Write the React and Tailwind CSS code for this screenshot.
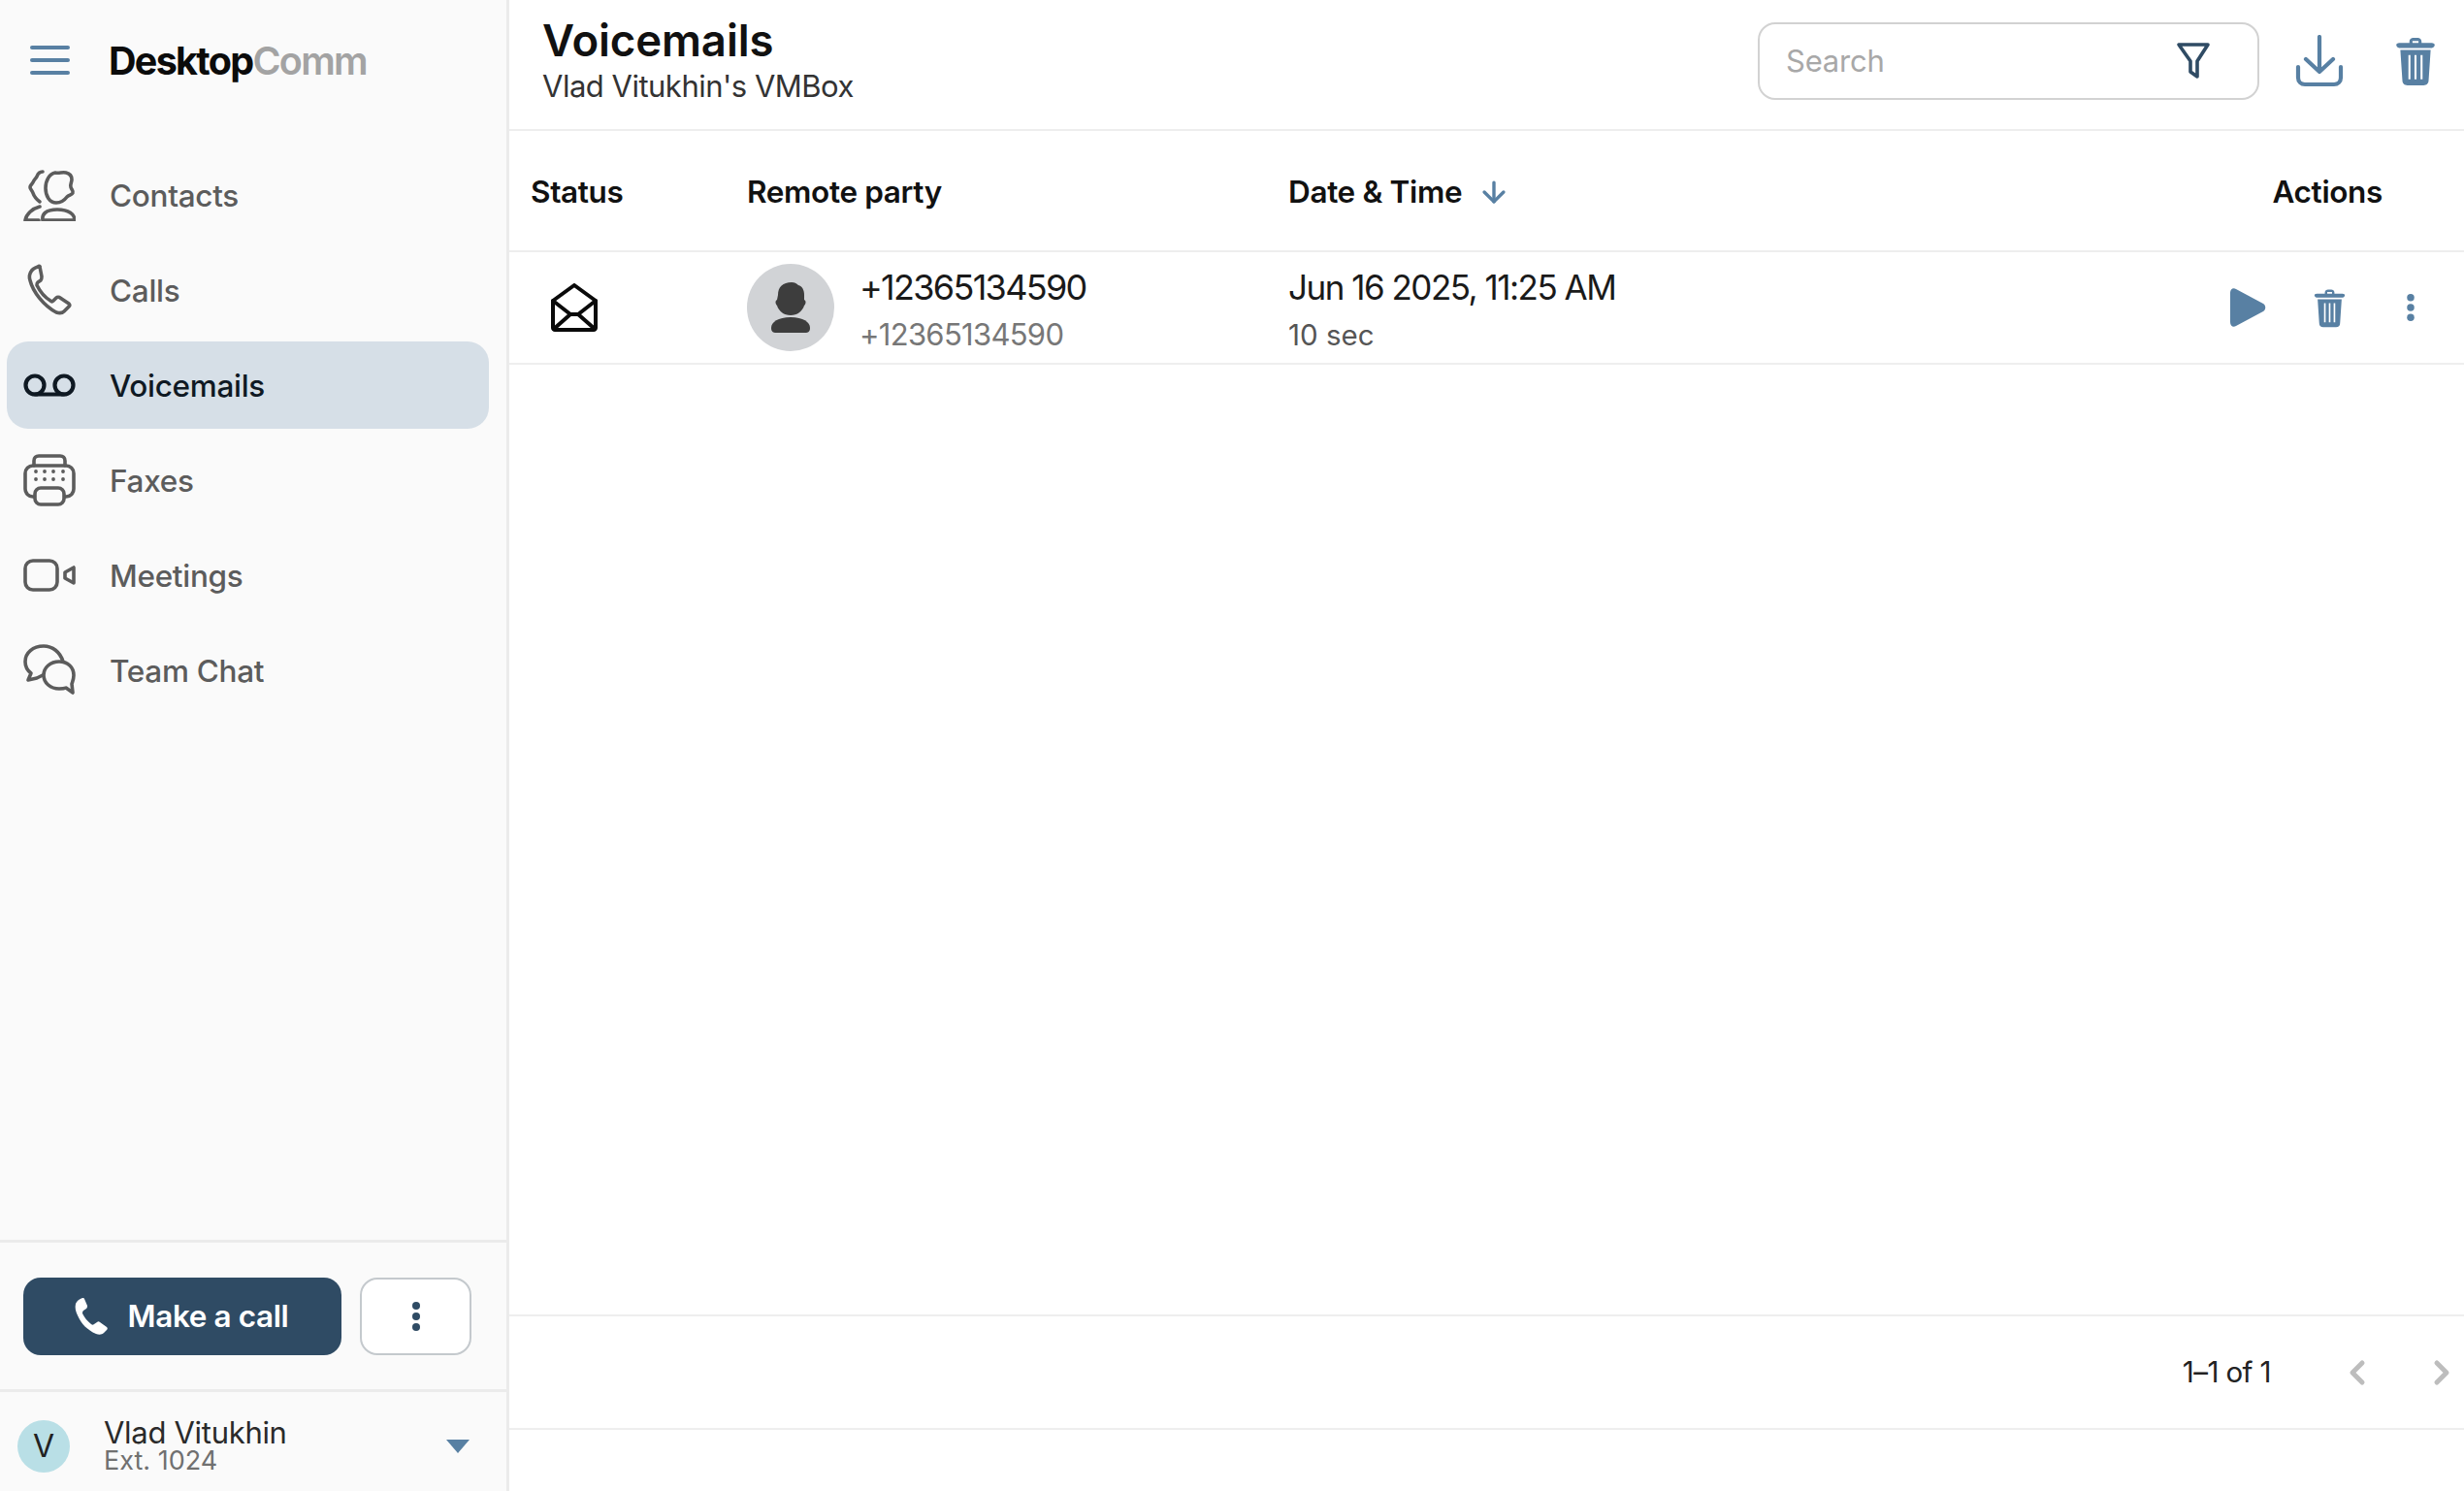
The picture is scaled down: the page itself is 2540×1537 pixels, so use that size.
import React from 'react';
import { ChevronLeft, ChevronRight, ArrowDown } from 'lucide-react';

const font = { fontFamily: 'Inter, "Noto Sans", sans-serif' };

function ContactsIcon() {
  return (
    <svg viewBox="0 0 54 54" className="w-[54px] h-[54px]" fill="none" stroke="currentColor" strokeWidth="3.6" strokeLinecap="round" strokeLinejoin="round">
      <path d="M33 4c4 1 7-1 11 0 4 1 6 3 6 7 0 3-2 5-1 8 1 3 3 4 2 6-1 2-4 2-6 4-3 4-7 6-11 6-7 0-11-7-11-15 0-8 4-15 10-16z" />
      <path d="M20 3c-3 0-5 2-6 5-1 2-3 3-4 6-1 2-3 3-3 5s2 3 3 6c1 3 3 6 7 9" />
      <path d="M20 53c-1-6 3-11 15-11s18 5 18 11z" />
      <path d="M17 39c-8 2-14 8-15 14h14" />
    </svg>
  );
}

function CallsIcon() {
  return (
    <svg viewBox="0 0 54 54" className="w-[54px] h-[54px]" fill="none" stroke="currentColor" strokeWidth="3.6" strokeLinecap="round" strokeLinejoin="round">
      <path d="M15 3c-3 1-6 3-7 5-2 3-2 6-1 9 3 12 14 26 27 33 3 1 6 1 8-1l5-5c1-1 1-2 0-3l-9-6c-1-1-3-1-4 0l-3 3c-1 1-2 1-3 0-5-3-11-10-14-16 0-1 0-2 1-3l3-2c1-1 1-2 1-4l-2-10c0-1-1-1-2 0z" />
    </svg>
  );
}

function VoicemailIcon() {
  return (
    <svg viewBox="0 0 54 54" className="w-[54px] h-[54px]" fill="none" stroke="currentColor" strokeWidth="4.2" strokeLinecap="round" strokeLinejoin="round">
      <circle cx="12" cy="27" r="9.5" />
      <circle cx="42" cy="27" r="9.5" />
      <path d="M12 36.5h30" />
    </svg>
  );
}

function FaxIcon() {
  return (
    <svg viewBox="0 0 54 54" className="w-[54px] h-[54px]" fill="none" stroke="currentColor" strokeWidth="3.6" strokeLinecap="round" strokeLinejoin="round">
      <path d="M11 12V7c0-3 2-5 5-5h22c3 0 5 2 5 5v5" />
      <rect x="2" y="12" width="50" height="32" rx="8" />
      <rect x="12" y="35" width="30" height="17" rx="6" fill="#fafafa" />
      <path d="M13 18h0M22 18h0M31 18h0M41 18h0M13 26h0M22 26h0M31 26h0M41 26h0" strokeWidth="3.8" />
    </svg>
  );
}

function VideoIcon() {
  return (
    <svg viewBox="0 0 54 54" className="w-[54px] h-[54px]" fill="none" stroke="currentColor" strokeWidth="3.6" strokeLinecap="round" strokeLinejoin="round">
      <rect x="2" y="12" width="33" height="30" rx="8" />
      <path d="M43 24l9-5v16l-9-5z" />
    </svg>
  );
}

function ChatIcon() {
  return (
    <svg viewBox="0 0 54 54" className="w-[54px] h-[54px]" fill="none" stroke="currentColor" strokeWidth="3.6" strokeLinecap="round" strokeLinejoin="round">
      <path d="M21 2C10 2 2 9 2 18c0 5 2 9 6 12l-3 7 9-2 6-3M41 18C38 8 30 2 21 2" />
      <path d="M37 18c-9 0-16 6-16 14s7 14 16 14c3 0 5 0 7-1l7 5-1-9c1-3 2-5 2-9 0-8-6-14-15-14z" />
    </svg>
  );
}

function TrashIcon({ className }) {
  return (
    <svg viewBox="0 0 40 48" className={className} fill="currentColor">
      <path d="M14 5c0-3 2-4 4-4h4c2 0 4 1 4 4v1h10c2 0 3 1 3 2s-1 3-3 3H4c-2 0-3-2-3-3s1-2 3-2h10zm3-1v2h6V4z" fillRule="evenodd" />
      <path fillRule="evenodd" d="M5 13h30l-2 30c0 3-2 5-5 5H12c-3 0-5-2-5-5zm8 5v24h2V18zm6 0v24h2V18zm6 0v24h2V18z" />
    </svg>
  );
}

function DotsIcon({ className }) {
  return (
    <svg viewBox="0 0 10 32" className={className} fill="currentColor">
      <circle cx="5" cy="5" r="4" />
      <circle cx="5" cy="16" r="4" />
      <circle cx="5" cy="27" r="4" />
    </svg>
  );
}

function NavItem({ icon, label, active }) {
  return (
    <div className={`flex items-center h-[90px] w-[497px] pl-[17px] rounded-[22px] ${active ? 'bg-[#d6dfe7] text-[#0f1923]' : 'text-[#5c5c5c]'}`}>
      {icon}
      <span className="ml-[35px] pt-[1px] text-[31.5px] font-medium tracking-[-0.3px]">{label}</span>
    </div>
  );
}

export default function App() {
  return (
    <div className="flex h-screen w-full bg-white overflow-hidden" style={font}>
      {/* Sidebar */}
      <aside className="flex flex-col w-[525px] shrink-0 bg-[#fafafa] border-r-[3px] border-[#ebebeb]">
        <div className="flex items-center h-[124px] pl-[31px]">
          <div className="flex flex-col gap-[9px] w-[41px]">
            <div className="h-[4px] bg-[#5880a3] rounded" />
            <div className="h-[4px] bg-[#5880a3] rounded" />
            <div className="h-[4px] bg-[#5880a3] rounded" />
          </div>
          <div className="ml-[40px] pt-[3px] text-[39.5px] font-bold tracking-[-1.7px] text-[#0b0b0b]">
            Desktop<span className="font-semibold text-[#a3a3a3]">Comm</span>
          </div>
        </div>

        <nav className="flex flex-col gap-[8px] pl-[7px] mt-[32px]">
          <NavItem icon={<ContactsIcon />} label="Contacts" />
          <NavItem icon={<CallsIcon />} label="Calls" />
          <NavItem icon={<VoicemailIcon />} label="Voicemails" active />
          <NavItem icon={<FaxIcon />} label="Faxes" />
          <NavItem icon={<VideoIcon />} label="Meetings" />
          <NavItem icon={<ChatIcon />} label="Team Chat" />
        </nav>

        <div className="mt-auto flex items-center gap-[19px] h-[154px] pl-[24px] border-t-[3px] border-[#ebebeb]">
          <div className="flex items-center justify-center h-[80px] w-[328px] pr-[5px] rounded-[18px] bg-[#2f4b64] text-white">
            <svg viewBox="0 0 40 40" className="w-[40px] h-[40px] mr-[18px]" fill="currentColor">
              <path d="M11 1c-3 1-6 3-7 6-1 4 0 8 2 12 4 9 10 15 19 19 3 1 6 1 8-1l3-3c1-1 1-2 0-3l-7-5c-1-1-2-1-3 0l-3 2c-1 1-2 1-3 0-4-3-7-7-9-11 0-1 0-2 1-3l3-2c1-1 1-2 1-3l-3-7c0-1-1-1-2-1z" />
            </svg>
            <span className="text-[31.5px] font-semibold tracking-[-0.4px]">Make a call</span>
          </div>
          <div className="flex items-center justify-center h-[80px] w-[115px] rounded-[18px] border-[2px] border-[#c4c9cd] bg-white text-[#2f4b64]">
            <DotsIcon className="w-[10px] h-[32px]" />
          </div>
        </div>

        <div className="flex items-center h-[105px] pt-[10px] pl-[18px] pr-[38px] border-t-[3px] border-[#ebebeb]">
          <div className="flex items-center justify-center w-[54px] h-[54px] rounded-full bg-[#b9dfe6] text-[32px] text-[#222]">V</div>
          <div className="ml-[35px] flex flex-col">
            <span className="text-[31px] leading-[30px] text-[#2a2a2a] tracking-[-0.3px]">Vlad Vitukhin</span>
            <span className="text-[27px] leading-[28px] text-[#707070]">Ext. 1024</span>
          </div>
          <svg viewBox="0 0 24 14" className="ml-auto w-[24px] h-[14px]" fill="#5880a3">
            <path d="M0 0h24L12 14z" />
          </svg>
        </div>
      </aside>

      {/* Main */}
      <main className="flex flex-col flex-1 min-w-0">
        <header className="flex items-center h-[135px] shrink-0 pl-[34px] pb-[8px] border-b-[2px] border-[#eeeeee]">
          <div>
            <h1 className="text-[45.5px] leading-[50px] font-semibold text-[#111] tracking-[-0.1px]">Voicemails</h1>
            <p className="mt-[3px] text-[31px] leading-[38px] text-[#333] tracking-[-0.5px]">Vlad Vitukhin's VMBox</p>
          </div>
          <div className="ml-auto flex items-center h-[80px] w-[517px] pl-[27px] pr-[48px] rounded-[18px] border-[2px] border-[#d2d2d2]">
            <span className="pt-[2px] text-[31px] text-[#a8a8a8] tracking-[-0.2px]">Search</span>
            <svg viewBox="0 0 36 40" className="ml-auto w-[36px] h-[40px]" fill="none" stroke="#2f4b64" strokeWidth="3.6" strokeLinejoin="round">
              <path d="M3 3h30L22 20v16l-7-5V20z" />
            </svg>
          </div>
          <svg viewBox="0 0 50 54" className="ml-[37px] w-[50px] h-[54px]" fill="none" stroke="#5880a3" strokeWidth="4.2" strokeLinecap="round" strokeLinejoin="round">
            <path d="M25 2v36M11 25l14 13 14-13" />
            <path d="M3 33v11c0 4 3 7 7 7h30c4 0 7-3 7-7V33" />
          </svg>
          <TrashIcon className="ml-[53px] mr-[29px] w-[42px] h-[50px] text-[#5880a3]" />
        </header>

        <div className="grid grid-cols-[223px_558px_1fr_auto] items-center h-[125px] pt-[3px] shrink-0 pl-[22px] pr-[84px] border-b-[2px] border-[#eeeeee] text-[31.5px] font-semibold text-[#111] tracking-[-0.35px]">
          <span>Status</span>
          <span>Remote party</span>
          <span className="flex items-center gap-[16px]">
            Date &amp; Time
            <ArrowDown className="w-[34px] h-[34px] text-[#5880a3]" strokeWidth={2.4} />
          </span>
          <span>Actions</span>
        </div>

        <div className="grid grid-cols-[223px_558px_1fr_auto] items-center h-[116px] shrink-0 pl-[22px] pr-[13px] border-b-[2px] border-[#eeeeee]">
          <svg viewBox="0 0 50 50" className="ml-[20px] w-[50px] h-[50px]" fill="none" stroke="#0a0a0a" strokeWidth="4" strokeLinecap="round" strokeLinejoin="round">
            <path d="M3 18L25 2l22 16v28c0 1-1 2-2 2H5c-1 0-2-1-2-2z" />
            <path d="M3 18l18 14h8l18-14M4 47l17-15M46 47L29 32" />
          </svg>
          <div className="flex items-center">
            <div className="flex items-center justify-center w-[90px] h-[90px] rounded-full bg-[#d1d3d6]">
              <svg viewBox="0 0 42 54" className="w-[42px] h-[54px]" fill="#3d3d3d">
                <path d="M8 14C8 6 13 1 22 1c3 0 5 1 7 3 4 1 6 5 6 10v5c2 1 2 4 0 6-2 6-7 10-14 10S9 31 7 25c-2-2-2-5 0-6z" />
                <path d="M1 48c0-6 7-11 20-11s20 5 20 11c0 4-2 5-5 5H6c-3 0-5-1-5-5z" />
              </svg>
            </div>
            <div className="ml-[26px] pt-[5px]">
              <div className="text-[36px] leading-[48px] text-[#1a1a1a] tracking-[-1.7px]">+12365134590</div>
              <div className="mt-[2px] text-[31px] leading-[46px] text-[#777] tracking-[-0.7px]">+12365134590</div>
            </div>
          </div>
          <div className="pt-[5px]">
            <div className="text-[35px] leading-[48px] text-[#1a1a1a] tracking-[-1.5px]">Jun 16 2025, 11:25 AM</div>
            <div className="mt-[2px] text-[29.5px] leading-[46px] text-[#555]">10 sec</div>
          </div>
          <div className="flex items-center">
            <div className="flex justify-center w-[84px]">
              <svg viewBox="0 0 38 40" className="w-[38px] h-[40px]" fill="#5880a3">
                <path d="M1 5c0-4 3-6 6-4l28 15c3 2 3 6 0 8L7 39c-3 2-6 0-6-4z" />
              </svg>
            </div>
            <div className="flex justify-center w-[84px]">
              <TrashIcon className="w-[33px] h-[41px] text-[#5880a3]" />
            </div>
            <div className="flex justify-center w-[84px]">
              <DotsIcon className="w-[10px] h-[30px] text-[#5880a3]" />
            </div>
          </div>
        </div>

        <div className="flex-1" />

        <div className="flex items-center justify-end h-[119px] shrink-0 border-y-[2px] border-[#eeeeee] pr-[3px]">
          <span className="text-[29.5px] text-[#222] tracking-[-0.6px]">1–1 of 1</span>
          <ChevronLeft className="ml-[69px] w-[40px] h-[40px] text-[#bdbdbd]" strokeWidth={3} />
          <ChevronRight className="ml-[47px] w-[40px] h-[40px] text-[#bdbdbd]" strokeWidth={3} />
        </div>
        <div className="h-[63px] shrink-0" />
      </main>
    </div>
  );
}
----------------------------------------
▸ Your task
Please take the lines from the beginning of the data above through the line holding "ChevronLeft, ChevronRight, ArrowDown" and transcribe them exactly, without any pictures.

▸ Expected answer
Write the React and Tailwind CSS code for this screenshot.
The picture is scaled down: the page itself is 2540×1537 pixels, so use that size.
import React from 'react';
import { ChevronLeft, ChevronRight, ArrowDown } from 'lucide-react';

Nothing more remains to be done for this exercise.